13. Internal party democracy and procedures which lead to the pre-selection of candidates for the elections have a fundamental impact on the representativity of elected bodies and, consequently, on the legitimacy of the entire political system. These internal procedures vary considerably between parties, even within one country.
14. The voter’s choice of a person to represent him or her from the list of candidates proposed by a party must have a real impact on the final outcome. This is a matter of concern particularly when it comes to the succession of a vacant seat. According to some parties’ procedures, a successor is not necessarily the first runner-up who has received the most votes. Internal party procedures for succession should take into account individual voters’ choice.
15. The Assembly recalls its Resolution 1546 (2007) on the code of good practice in the field of political parties, and calls on political parties in Council of Europe member states to endorse its principles, in particular concerning intra-party transparency for the nomination of candidates, clear and fair rules for campaign financing, and for the replacement of vacant seats.
16. Rules governing electoral campaigns, in particular funding, financial disclosure by parties and candidates, free media, access to media and information, and a complaints and appeals system which provides a speedy procedure to resolve disputes, should comply with democratic standards.
17. Voting procedures should be reviewed and improved in many Council of Europe member states. The use of information and communication technology (ICT) tools and the introduction of different forms of e-voting, including remote e-voting, should be considered.
18. Transparent and coherent rules governing the work of electoral commissions, appointment procedures for their members, the requirement of balanced and impartial composition and the training of officials, should guarantee a high degree of impartiality, independence and professional competence.
19. Observation of elections is one of the most important ways of building confidence in an electoral system. Rules governing the observation process and the status of domestic and international observers, as well as an effective appeals procedure, should be based on the United Nations Declaration of Principles for International Election Observation and on the Code of Conduct for International Election Observers.
20. Increased trust and confidence in an electoral system may largely contribute to an enhanced interest of citizens in the political process as a whole and, as a consequence, to overcoming the feeling of political discontent and disaffection among them.
21. The Assembly is of the opinion that the Council of Europe can considerably contribute to this objective and to the further promotion and implementation of these principles in its member states. Further regulatory action, sharing of good practices, improved monitoring and follow-up is needed.

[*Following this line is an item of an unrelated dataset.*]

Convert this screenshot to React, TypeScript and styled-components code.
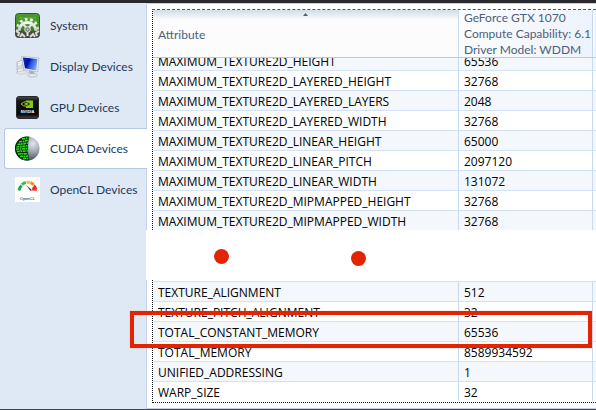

22. Therefore the Assembly calls on the Council of Europe member states to:
22.1. contribute to the establishment of a common understanding
of principles which qualify elections as “free and fair” in compliance
with democratic standards, irrespective of the type of electoral system,
and to ensure their implementation;
22.2. ensure a healthy democratic environment including full respect for basic freedoms such as freedom of association, of expression and of the press, in compliance with the criteria for the assessment as to whether the elections are free and fair;
22.3. consider decreasing legal thresholds that are higher than 3%, and removing other obstacles, including high financial deposits, which bar minor parties or independent candidates from being represented in elected bodies;
22.4. strengthen national mechanisms to promote balanced access to elected bodies for women and men, and to consider the introduction of transitory measures such as quotas;
22.5. eliminate obsolete provisions disenfranchising certain categories of population (such as certain categories of detainees);
22.6. consider, if it has not yet been done, granting the right to vote in regional and local elections to immigrants who are lawfully resident in the country in question;
22.7. ensure that the legislative framework promotes the implementation by political parties of internal party democracy principles;
22.8. ensure that the rules governing electoral campaigns – and in particular funding, financial disclosure by parties and candidates – access
to media and information, and a complaints and appeals system which provides
a speedy procedure to resolve disputes, all comply with democratic standards;
22.9. keep under review different forms of voting procedures with a view to improving them, and to consider the use of ICT tools and the introduction of different forms of e-voting, including remote e-voting, if this has not yet been done;
22.10. examine whether national procedures for replacing legislative positions remain democratically appropriate;
22.11. ensure that the rules governing the work of electoral commissions, the method of their appointment, and their balanced and impartial composition comply with democratic standards;
22.12. implement the provisions of the United Nations Declaration of Principles for International Election Observation.
23. It also calls on political parties in Council of Europe member states to:
23.1. comply with the principles of the Code of Good Practice in the Field of Political Parties, in particular those referring to intra-party democracy, transparency and accountability;
23.2. adopt fair and transparent rules for the selection and nomination of candidates for elected bodies, and in particular encourage the nomination of members from under-represented groups such as young people, persons belonging to minorities, immigrants or the disabled;
23.3. establish a long-term strategy, including special projects and training, aimed at increasing assertiveness, knowledge and experience of under-represented groups;
23.4. examine the experience of political parties that have introduced quotas for the selection and nomination of candidates for elections and consider such a possibility in their own practice;
23.5. establish fair and transparent rules for campaign financing in compliance with relevant domestic law; develop internal rules which would complete and strengthen national legislation in particular regarding transparency and accountability;
23.6. establish clear and fair rules for replacing vacant seats in elected bodies;
23.7. observe the principles of fair play and set general standards of conduct during electoral campaigns.
24. It invites members of parliamentary delegations to the Assembly to:
24.1. introduce the question of standards in different stages of the electoral process into the work of their national parliaments;
24.2. initiate a reflection on internal party procedures in the electoral field in their respective political parties;
24.3. promote the Assembly’s work and documents in
the area of electoral matters, and in particular the outcome of the Forum
for the Future of Democracy.
25. The Assembly supports the Venice Commission in continuing its valuable work in the field of the electoral process.
26. The Assembly calls on the stakeholders of the Forum for the Future of Democracy to take into account and translate into specific action the general conclusions of the forum.
27. The Assembly resolves to follow the question of electoral systems in its different aspects, and to promote appropriate solutions at the parliamentary level in Council of Europe member states.
1. Assembly debate on 27 January 2010 (6th Sitting) (see Doc. 12107, report of the Political Affairs Committee, rapporteur: Mr Daems). Text adopted by the Assembly on 27 January 2010 (6th Sitting).